Near the start of Yung Chang’s new film China Heavyweight, we are introduced to Master Zhao Zhong, who was among the first people to become a boxing coach after China lifted the ban on the sport in 1986. (The ban was imposed by former Communist Party Chairman Mao Zedong in 1959 upon the belief that the sport shared characteristics with capitalism.) Each year, Zhong travels to schools throughout the Chinese countryside looking for fresh new recruits to train at one of the country’s numerous boxing camps in hopes they will ascend to the national team and maybe even compete in the Olympics.
In one scene, Master Zhao delivers a fervid speech to a group of perplexed rural schoolgirls, barely tweens, with a very grown-up call to duty: “If you make the provincial team you’ll be China’s official athletes,” he says. “You’ll be the country’s people. Don’t train hard, and you’ll be back home farming. Then you’re no one but your mom’s kid.”
The monologue instantly conjures thoughts of the Chinese gymnastic team’s domination at the 2008 Beijing Olympics, and the ensuing international criticism over the rigorous training camps that produced those young champions. China Heavyweight does not investigate the rights or wrongs of China’s practice of separating youngsters from their families and traditions to become super athletes, but instead takes an observational approach (as the best verité films generally do) without imposing judgment.
The film gracefully interweaves the stories of two young trainees and their mentor, Coach Qi. As they approach graduation, the boys struggle to choose which path they will take: join the national team or fight professionally. Meanwhile, Coach Qi yearns to make a comeback after years away from the competitive ring. For all three, within the historical and cultural context of modern-day China, the stakes are very high.
But while China Heavyweight employs some of the gritty aesthetics, camera moves and other hints of classics like Rocky, Million Dollar Baby and Girlfight, it doesn’t adhere to the cliché small-time-boxer-gets-the-chanceto-prove-him/herself-in-the-big-leagues trajectory. Glory isn’t the ultimate payoff in China Heavyweight and thus, the film delivers a much stronger punch. In fact, it was easily my favourite film at Sundance this year—a masterpiece of verité filmmaking.
“There’s a little Rocky in there,” Chang admits. “You can’t avoid some of the tropes of boxing films, and I love them. That’s why boxing is a genre. There’s been over 100 movies made about boxing, and I think that’s because there’s a real connection to the idea of the individual facing adversity. I recently learned that the word agony comes from [the Greek word] agon, which means contest, and I think that’s part of boxing.

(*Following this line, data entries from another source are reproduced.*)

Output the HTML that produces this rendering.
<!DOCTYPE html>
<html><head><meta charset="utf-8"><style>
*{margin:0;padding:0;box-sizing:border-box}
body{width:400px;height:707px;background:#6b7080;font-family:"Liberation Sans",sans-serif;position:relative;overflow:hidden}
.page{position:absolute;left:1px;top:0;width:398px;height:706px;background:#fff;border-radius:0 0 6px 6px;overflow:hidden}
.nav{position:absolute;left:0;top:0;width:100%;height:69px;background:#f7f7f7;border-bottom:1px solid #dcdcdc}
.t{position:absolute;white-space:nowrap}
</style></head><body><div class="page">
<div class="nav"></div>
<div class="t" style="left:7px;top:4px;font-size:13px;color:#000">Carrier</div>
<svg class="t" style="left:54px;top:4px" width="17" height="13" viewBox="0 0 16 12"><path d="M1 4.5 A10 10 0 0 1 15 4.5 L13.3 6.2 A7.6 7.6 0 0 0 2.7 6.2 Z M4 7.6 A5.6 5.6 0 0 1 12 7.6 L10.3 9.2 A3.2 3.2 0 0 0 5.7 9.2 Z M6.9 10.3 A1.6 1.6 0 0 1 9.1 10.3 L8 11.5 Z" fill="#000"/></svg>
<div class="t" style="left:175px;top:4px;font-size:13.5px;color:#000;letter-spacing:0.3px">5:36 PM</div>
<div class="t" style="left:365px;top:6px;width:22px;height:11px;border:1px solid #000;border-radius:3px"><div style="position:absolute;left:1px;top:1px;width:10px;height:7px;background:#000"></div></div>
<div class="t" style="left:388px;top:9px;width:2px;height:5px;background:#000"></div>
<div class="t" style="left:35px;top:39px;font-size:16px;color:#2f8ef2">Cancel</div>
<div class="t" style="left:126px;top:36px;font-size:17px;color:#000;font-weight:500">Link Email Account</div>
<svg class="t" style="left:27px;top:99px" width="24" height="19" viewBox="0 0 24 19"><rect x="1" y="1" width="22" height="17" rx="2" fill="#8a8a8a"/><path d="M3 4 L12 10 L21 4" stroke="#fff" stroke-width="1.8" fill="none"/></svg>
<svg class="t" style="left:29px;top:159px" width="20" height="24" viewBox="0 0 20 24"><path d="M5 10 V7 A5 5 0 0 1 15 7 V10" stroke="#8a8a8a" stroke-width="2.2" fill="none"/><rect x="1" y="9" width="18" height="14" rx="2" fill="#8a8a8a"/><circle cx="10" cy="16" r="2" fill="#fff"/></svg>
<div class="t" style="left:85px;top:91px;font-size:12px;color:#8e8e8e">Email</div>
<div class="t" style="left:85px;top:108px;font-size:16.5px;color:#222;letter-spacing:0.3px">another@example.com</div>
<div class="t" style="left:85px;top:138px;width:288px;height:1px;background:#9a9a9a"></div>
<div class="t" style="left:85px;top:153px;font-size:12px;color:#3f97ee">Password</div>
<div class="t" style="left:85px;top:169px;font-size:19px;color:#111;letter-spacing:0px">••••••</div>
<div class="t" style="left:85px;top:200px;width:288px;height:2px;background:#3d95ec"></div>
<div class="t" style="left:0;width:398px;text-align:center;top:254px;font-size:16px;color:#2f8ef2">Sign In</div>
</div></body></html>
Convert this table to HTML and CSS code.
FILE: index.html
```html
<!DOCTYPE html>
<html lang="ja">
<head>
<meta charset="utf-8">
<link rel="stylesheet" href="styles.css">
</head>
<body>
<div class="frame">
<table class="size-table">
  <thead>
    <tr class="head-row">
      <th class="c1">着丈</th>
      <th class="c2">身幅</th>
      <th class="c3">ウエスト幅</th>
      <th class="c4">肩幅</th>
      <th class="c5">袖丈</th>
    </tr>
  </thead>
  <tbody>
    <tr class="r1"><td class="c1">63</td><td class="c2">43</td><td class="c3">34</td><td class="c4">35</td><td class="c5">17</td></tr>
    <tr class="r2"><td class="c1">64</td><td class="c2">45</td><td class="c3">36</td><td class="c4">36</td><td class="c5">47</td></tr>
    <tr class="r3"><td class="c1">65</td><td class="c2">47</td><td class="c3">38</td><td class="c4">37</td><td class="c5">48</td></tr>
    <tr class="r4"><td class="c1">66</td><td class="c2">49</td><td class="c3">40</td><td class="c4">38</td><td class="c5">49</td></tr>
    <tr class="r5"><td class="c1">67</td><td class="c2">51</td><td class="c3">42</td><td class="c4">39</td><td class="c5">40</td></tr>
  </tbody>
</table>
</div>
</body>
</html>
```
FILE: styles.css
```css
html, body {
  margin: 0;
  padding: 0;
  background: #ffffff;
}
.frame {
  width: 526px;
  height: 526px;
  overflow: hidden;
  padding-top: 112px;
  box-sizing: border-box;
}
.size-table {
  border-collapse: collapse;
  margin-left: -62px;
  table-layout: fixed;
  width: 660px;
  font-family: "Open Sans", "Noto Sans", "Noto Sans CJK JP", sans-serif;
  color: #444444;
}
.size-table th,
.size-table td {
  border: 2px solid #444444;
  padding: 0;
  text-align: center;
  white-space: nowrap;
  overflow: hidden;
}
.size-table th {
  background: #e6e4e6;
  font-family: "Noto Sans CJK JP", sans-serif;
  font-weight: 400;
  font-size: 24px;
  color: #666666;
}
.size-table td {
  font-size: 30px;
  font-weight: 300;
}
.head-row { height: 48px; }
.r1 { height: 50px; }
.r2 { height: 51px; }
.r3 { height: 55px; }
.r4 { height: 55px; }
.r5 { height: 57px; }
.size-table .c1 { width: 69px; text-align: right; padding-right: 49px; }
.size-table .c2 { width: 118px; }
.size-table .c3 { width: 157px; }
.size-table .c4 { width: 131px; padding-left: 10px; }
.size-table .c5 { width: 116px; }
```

Agony and self-destruction, crisis—that’s what boxing is about and that’s what drama’s about.
“Coach Qi really represents this father figure or brother figure to all these kids that he adopts, more or less,” says Chang. “We all have mentors, coaches, teachers in our lives that I think influence you deeply. More so than your parents sometimes. I remember, in fact, [film producer] Nick de Pencier’s cousin, Adam de Pencier, was my teacher in high school and he turned me on to George Orwell’s Down and Out in Paris and London and The Moon and Sixpence, Somerset Maugham’s book about Gauguin, and those really changed my life.
“The kids come to this school, the boxing school, and they’re country bumpkins; they don’t know anything about the world. He teaches it to them. The lesson those kids take away with them is a deeper sense of humanity. I think the kids discover a way that is much more relevant than having just a Rocky moment.”
What struck me about how boxing is portrayed in China Heavyweight is that despite the punishing workouts and bloody noses, there’s a strong sense of family rather than competition engendered between the children and their mentors. The balance of discipline and sensitivity employed in their guidance seems healthy, and the students exhibit an integrity virtually non-existent in our North American culture. To paraphrase one of the young men in the film, winning is not necessarily the ultimate reward, it’s the lessons learned along the way.
For Chang, making the film and interacting with his subjects was in itself a learning experience. “I think you take away something with every film,” he says. “The biggest thing I took away was this notion of perseverance. In many ways the film is sort of a cautionary tale about survival and not to take the fast track. China is in such a rush to modernization that I think this film is in some ways a look at how to take a breath and don’t forget the long path is the best path in the end to success. And failure is part of the equation too.”